Tandis que l'arrière-garde tient une ligne pour empêcher la cavalerie de revenir, la majeure partie de l'armée berbère, utilisant ses effectifs à son avantage, tombe sur l'infanterie arabe. La colonne arabe est la première à être touchée. Spécialement ciblés, les commandants en chef des arabes, dont Habib ibn Abi Obeïda, sont rapidement massacrés. Voyant leurs officiers à terre et ne se souciant pas particulièrement de rester avec les Syriens, les rangs des arabes se séparent et battent en retraite. Maintenant seule, l'infanterie syrienne, Kolthoum à leur tête, tient bon pendant un certain temps, mais les nombreux berbères les ont bientôt submergés.
Les Arabes sont mis en déroute. Des troupes arabes originelles, il est dit qu'un tiers est tué, un tiers capturé et un tiers s'est échappé. Un autre compte estime les pertes à 18 000 syriens et de quelque 20 000 arabes[10]. Parmi les morts figurent le gouverneur Kolthoum ibn Iyad al-Qasi et le commandant des arabes, Habib ibn Abi Obeïda al-Fihri.
Les forces arabes restantes prennent la fuite de manière dispersée vers Kairouan. Les troupes syriennes restantes (environ 10 000 hommes), maintenant sous la direction du neveu de Kolthoum, le commandant de la cavalerie Balj ibn Bishr, grimpent vers la côte, poursuivis par les Berbères. Les Syriens se barricadent à Ceuta et demandent passage à travers la mer en Espagne. Le souverain andalou Youssouf ibn Abdelrahman al-Fihri, méfiant, refuse dans un premier temps, mais finit par céder et leur permet de traverser le détroit de Gibraltar au début de l'année 742, un événement qui aura des répercussions déstabilisantes sur al-Andalus.
On n'entend plus parler du chef berbère zénète Khalid ibn Hamid qui a livré deux grandes victoires sur les armées arabes. Il disparaît des chroniques peu après cette bataille. La révolte berbère se poursuit sous d'autres commandants.

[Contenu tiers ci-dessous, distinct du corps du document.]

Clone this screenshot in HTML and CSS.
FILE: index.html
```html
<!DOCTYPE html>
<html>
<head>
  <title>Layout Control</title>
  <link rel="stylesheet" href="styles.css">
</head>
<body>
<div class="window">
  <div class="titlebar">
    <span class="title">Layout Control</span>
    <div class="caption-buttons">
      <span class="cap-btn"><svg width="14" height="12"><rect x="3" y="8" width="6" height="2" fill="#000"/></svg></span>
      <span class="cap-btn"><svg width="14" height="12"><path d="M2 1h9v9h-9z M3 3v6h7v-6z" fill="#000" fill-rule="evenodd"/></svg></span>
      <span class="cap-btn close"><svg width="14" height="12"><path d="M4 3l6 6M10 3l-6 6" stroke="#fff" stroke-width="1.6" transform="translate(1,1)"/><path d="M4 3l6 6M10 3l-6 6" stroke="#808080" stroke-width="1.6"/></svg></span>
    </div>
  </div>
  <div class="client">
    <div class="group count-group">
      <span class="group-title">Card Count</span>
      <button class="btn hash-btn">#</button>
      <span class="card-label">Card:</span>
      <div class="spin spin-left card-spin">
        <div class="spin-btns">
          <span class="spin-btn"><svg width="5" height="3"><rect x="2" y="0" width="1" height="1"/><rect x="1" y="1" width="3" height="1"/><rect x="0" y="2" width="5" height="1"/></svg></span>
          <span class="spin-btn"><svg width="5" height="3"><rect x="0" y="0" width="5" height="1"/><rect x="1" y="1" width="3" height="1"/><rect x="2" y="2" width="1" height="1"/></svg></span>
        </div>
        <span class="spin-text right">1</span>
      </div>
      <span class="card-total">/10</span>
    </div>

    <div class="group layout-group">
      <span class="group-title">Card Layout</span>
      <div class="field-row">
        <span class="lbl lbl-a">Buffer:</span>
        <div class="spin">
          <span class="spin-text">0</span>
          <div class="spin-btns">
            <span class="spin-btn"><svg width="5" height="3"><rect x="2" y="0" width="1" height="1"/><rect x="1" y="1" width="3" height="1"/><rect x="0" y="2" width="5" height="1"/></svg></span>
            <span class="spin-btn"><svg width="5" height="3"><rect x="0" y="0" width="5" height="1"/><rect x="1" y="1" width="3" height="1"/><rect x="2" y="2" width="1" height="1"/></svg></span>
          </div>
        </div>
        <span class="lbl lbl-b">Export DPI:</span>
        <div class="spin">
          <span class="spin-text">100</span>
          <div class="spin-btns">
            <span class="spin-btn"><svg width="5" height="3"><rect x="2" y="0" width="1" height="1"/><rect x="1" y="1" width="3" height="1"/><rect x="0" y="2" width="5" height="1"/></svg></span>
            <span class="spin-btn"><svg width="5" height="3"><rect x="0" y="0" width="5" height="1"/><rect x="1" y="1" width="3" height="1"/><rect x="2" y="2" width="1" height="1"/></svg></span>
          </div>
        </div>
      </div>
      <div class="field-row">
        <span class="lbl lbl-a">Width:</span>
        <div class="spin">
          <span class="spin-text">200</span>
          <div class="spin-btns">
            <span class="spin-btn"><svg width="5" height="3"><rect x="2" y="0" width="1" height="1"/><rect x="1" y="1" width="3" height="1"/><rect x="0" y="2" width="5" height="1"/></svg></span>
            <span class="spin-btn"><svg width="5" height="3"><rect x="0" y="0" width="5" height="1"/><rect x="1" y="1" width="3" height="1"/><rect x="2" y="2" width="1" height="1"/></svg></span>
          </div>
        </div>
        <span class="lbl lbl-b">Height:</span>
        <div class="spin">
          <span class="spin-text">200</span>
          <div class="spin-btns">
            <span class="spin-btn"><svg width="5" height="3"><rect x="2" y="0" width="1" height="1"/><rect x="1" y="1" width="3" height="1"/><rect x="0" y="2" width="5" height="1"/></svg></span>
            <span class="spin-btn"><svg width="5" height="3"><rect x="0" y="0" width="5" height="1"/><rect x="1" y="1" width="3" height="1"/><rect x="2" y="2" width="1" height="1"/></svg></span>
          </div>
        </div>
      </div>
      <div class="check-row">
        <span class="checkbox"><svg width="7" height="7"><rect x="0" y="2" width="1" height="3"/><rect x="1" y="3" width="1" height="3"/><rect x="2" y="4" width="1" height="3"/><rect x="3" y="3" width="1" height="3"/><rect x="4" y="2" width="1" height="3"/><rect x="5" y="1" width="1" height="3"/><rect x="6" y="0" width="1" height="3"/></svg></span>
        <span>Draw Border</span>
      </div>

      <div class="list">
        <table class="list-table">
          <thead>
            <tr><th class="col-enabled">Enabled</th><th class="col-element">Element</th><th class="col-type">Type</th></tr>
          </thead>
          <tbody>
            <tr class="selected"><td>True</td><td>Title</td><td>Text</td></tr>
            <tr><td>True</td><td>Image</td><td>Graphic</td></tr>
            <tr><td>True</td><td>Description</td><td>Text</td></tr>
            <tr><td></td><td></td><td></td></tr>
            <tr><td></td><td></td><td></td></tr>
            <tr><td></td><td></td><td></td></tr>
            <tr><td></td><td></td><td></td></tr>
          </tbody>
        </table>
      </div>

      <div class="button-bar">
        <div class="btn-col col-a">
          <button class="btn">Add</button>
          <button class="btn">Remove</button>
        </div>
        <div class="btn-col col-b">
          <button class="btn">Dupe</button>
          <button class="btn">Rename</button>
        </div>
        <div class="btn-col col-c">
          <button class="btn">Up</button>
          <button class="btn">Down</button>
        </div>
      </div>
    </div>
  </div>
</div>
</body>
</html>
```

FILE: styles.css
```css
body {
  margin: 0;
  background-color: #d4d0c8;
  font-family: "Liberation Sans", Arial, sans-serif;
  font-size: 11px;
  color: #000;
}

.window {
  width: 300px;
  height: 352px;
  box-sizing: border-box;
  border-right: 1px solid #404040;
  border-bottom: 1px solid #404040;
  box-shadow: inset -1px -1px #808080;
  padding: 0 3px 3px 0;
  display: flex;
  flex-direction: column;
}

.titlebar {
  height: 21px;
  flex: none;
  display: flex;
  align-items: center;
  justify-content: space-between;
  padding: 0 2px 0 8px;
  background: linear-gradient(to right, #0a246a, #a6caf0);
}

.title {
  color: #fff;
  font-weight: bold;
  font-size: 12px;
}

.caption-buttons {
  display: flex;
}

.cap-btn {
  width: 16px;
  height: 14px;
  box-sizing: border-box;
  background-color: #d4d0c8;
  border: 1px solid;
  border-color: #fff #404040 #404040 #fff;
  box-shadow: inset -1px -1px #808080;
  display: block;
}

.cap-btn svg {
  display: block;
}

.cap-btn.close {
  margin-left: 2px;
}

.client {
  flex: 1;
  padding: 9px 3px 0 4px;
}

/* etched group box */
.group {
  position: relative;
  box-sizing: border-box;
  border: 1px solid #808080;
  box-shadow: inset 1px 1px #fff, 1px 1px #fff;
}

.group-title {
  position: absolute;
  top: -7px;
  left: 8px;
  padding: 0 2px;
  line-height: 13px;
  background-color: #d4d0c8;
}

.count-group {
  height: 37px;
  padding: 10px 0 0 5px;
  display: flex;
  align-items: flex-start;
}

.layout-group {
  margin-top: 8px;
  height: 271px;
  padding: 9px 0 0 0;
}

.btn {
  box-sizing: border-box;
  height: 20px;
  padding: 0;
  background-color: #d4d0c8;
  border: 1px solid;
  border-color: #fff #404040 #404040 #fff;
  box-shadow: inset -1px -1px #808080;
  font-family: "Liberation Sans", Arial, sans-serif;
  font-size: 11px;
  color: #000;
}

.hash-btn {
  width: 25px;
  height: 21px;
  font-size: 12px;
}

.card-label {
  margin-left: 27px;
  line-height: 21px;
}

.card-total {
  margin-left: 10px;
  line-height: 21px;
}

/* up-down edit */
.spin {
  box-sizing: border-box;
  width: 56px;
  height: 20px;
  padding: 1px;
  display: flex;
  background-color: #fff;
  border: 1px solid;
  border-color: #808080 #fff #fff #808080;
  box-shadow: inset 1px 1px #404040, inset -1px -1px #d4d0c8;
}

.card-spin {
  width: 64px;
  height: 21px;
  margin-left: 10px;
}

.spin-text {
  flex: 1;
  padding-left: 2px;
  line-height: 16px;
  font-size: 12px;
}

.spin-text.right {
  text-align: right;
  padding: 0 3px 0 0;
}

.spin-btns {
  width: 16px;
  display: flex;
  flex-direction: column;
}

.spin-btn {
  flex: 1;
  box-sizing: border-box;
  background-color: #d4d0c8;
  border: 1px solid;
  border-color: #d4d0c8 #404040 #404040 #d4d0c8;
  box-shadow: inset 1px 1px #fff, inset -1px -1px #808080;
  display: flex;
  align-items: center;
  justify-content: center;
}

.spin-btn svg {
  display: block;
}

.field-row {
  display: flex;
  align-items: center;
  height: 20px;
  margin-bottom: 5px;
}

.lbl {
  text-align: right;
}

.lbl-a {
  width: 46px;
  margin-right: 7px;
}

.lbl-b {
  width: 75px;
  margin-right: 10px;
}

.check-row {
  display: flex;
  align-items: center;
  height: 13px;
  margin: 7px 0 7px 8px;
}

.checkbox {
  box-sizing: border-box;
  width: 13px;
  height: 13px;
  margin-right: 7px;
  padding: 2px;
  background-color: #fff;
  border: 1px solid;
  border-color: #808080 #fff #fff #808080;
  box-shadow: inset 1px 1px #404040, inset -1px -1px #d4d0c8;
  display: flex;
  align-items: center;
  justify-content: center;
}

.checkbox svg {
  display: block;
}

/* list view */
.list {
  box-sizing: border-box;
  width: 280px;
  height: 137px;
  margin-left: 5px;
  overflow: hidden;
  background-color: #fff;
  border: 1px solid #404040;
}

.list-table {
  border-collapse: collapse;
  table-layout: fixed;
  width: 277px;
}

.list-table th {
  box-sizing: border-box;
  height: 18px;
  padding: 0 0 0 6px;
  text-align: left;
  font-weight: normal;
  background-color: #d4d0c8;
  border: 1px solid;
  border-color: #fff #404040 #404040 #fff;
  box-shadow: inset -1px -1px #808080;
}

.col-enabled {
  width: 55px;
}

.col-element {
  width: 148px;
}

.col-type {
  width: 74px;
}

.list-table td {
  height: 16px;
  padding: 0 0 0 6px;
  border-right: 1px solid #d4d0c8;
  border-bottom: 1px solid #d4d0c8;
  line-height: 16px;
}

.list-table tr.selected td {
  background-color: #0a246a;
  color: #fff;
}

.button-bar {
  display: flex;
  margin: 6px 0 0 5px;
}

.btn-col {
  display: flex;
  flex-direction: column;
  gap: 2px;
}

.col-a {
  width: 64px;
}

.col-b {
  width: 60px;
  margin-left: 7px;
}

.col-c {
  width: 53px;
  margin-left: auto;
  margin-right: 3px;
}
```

Les nouvelles de la victoire des Berbères sur les Arabes encouragent des rébellions berbères plus larges en Afrique du Nord et en Espagne, et deux autres commandants, Oqasha ibn Ayoub al-Fezari et Abdelwahid ibn Yazid al-Houari, rassemblent encore plus d'armées berbères contre le pouvoir arabe à Kairouan. Mais la réaction rapide du gouverneur égyptien Handhala ibn Safwan al-Kalbi les empêchent de prendre la ville. Les armées berbères en Ifriqiya sont détruites par Handhala en 742 lors de deux batailles massivement sanglantes à El-Qarn et El-Asnam près de Kairouan.
Néanmoins, la bataille de Bagdoura se révèle décisive. Elle brise définitivement l'emprise omeyyade sur le Maghreb al-Aqsa et le Maghreb central. Ces régions sont dévolues aux dirigeants locaux et ne seront jamais récupérées par un califat oriental. Il s'agit de la première grande perte territoriale du califat omeyyade, la première province omeyyade à se détacher, et à tracer une voie indépendante.